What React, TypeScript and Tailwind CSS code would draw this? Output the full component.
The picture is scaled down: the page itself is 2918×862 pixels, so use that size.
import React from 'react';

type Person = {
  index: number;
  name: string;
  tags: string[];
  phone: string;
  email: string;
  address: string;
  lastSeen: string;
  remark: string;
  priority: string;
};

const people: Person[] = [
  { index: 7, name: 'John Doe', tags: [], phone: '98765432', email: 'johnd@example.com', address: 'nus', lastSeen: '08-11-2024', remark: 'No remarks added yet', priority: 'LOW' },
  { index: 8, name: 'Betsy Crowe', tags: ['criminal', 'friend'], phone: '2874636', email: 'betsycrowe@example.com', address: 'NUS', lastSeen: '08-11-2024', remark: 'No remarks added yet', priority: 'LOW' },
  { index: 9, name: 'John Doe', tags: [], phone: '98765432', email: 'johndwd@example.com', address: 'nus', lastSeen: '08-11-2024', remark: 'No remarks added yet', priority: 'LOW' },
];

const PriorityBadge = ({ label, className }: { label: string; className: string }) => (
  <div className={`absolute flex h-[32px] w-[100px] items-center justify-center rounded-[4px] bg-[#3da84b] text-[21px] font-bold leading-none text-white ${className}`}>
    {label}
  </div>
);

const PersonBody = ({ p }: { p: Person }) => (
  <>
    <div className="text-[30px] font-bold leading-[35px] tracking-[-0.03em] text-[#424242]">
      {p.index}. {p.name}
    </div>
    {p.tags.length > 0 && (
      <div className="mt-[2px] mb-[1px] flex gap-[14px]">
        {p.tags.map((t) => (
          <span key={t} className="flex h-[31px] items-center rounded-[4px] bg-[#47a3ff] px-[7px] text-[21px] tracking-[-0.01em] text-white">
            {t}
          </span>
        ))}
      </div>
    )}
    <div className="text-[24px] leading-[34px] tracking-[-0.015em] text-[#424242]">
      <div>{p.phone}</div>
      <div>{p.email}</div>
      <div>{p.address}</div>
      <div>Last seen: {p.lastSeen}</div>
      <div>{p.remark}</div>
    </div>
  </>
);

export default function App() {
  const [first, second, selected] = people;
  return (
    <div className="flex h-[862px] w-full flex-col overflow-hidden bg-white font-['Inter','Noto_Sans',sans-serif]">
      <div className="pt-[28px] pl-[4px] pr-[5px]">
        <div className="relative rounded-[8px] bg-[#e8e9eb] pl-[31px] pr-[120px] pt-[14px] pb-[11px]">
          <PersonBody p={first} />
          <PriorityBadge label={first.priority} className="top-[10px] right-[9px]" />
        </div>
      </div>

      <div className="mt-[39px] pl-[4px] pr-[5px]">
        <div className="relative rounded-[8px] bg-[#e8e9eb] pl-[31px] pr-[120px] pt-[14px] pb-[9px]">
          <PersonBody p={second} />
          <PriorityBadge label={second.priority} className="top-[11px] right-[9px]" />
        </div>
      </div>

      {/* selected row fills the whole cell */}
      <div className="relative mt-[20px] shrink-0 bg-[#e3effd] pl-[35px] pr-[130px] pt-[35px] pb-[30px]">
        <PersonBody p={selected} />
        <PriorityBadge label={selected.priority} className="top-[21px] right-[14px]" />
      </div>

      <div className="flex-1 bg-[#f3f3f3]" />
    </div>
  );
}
□ □ □ □
WHAT YOU NEED TO DO
Go through the listing and copy all of it exactly.

ANSWER FOR THIS EXERCISE
What React, TypeScript and Tailwind CSS code would draw this? Output the full component.
The picture is scaled down: the page itself is 2918×862 pixels, so use that size.
import React from 'react';

type Person = {
  index: number;
  name: string;
  tags: string[];
  phone: string;
  email: string;
  address: string;
  lastSeen: string;
  remark: string;
  priority: string;
};

const people: Person[] = [
  { index: 7, name: 'John Doe', tags: [], phone: '98765432', email: 'johnd@example.com', address: 'nus', lastSeen: '08-11-2024', remark: 'No remarks added yet', priority: 'LOW' },
  { index: 8, name: 'Betsy Crowe', tags: ['criminal', 'friend'], phone: '2874636', email: 'betsycrowe@example.com', address: 'NUS', lastSeen: '08-11-2024', remark: 'No remarks added yet', priority: 'LOW' },
  { index: 9, name: 'John Doe', tags: [], phone: '98765432', email: 'johndwd@example.com', address: 'nus', lastSeen: '08-11-2024', remark: 'No remarks added yet', priority: 'LOW' },
];

const PriorityBadge = ({ label, className }: { label: string; className: string }) => (
  <div className={`absolute flex h-[32px] w-[100px] items-center justify-center rounded-[4px] bg-[#3da84b] text-[21px] font-bold leading-none text-white ${className}`}>
    {label}
  </div>
);

const PersonBody = ({ p }: { p: Person }) => (
  <>
    <div className="text-[30px] font-bold leading-[35px] tracking-[-0.03em] text-[#424242]">
      {p.index}. {p.name}
    </div>
    {p.tags.length > 0 && (
      <div className="mt-[2px] mb-[1px] flex gap-[14px]">
        {p.tags.map((t) => (
          <span key={t} className="flex h-[31px] items-center rounded-[4px] bg-[#47a3ff] px-[7px] text-[21px] tracking-[-0.01em] text-white">
            {t}
          </span>
        ))}
      </div>
    )}
    <div className="text-[24px] leading-[34px] tracking-[-0.015em] text-[#424242]">
      <div>{p.phone}</div>
      <div>{p.email}</div>
      <div>{p.address}</div>
      <div>Last seen: {p.lastSeen}</div>
      <div>{p.remark}</div>
    </div>
  </>
);

export default function App() {
  const [first, second, selected] = people;
  return (
    <div className="flex h-[862px] w-full flex-col overflow-hidden bg-white font-['Inter','Noto_Sans',sans-serif]">
      <div className="pt-[28px] pl-[4px] pr-[5px]">
        <div className="relative rounded-[8px] bg-[#e8e9eb] pl-[31px] pr-[120px] pt-[14px] pb-[11px]">
          <PersonBody p={first} />
          <PriorityBadge label={first.priority} className="top-[10px] right-[9px]" />
        </div>
      </div>

      <div className="mt-[39px] pl-[4px] pr-[5px]">
        <div className="relative rounded-[8px] bg-[#e8e9eb] pl-[31px] pr-[120px] pt-[14px] pb-[9px]">
          <PersonBody p={second} />
          <PriorityBadge label={second.priority} className="top-[11px] right-[9px]" />
        </div>
      </div>

      {/* selected row fills the whole cell */}
      <div className="relative mt-[20px] shrink-0 bg-[#e3effd] pl-[35px] pr-[130px] pt-[35px] pb-[30px]">
        <PersonBody p={selected} />
        <PriorityBadge label={selected.priority} className="top-[21px] right-[14px]" />
      </div>

      <div className="flex-1 bg-[#f3f3f3]" />
    </div>
  );
}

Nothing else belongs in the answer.